Dentre as raras exceções para quem o trabalho de Grassmann não passou desapercebido na sua época foi W. Clifford. Antes de mencionarmos o trabalho de Clifford,  devemos observar que também no ano de 1844 o então mais do que famoso W. Hamilton havia publicado um sistema que denominou quatérnions, que consistem em uma generalização dos números complexos, que por sua vez são um generalização do conceito de números reais. Os quatérnions se mostraram ser objetos extremamente adequados para descrevermos operações no espaço tridimensional tais como rotações. Agora, em 1878 Clifford publicou um trabalho onde ele mostrou como unificar em uma única estrutura os sistemas de Grassmann e de Hamilton. Mais ainda, aproveitando a estrutura muito geral da álgebra de Grassmann, o sistema de Clifford permite generalizarmos o sistema dos quatérnions de Hamilton. A denominação original de Clifford para esta estrutura foi álgebra geométrica, mas hoje a denominamos álgebra de Clifford.

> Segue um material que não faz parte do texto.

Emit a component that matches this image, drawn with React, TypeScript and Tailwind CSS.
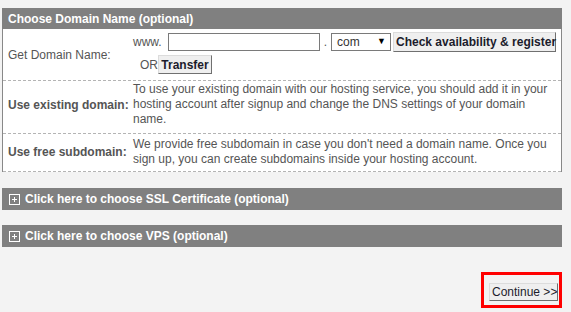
import React from "react";

const PlusBox = () => (
  <svg width="11" height="11" viewBox="0 0 11 11" className="shrink-0">
    <rect x="0.5" y="0.5" width="10" height="10" fill="none" stroke="#ffffff" strokeWidth="1" />
    <path d="M3 5.5h5M5.5 3v5" stroke="#ffffff" strokeWidth="1" />
  </svg>
);

const OptionBar = ({ label, className }: { label: string; className?: string }) => (
  <div className={`flex h-[22px] items-center gap-[5px] bg-[#808080] pl-[7px] text-[12px] font-bold text-white ${className ?? ""}`}>
    <PlusBox />
    <span>{label}</span>
  </div>
);

const WinButton = ({ children, className }: { children: React.ReactNode; className?: string }) => (
  <button
    className={`h-[18px] whitespace-nowrap border border-[#dcdcdc] border-r-[#707070] border-b-[#707070] bg-[#efefef] px-[2px] text-[12px] leading-[16px] text-[#1c1c2c] ${className ?? ""}`}
  >
    {children}
  </button>
);

export default function App() {
  return (
    <div
      className="min-h-[312px] w-[571px] bg-[#f3f3f3] pl-[2px] pt-[8px] text-[12px] text-[#555]"
      style={{ fontFamily: '"Liberation Sans", Arial, sans-serif' }}
    >
      <div className="w-[560px]">
        {/* Choose domain */}
        <div className="flex h-[21px] items-center bg-[#808080] pl-[6px] text-[12px] font-bold text-white">
          Choose Domain Name (optional)
        </div>
        <div className="border-x border-[#888] bg-white">
          <div className="flex h-[52px] border-b border-dashed border-[#b4b4b4]">
            <div className="flex w-[130px] shrink-0 items-center pl-[5px]">Get Domain Name:</div>
            <div className="flex flex-col pt-[4px]">
              <div className="flex h-[18px] items-center">
                <span className="mr-[6px]">www.</span>
                <div className="h-[18px] w-[152px] border border-[#7a7a7a] bg-white" />
                <span className="mx-[4px]">.</span>
                <div className="flex h-[18px] w-[60px] items-center justify-between border border-[#7a7a7a] bg-white pl-[5px] pr-[4px] text-[#333]">
                  <span>com</span>
                  <span className="text-[9px] text-black">▼</span>
                </div>
                <WinButton className="ml-[2px] h-[20px] w-[163px] px-[2px] font-bold">Check availability &amp; register</WinButton>
              </div>
              <div className="mt-[4px] flex items-center pl-[7px]">
                <span>OR</span>
                <WinButton className="h-[19px] w-[54px] font-bold">Transfer</WinButton>
              </div>
            </div>
          </div>

          <div className="flex border-b border-dashed border-[#b4b4b4] pb-[6px] pt-[1px]">
            <div className="flex w-[130px] shrink-0 items-center pl-[5px] font-bold">Use existing domain:</div>
            <p className="w-[426px] leading-[15px]">
              To use your existing domain with our hosting service, you should add it in your hosting account after
              signup and change the DNS settings of your domain name.
            </p>
          </div>

          <div className="flex border-b border-dashed border-[#b4b4b4] pb-[4px] pt-[3px]">
            <div className="flex w-[130px] shrink-0 items-center pl-[5px] font-bold">Use free subdomain:</div>
            <p className="w-[426px] leading-[15px]">
              We provide free subdomain in case you don't need a domain name. Once you sign up, you can create
              subdomains inside your hosting account.
            </p>
          </div>
        </div>

        <OptionBar className="mt-[16px]" label="Click here to choose SSL Certificate (optional)" />
        <OptionBar className="mt-[15px] h-[21px]" label="Click here to choose VPS (optional)" />

        <div className="mt-[25px] flex justify-end">
          <div className="flex h-[36px] w-[81px] items-start justify-end border-[3px] border-[#ff0000] pr-[1px] pt-[8px]">
            <WinButton className="w-[69px] font-normal text-[#1a1a3a]">Continue &gt;&gt;</WinButton>
          </div>
        </div>
      </div>
    </div>
  );
}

Um fato muito importante acerca das álgebras de Clifford é que dentro delas aparecem objetos chamados "spinores" que seriam utilizados quase 50 anos depois por W. Pauli e P. Dirac para descreverem a chamada matéria fermiônica, em particular elétrons. Cada vez mais em Matemática os conceitos geométricos são generalizados de modo a incluir objetos que dificilmente imaginaríamos que poderiam ser estudados segundo o ponto de vista da Geometria. Existem formas de geometria muito mais gerais do que a que estavamos pensando acima, que denominamos geometria ortogonal. Existe, por exemplo, a chamada geometria simplética. Nesse caso também há uma estrutura algébrica apropriada no sentido de uma álgebra geométrica como discutimos acima. De qualquer forma, as geometrias e as operações geométricas que muitas vezes temos em mente são muito mais complexas do que as discutidas acima, e nesse caso a sua transcrição em termos algébricos se faz fundamental e necessária (como, por exemplo, no caso da geometria não-comutativa).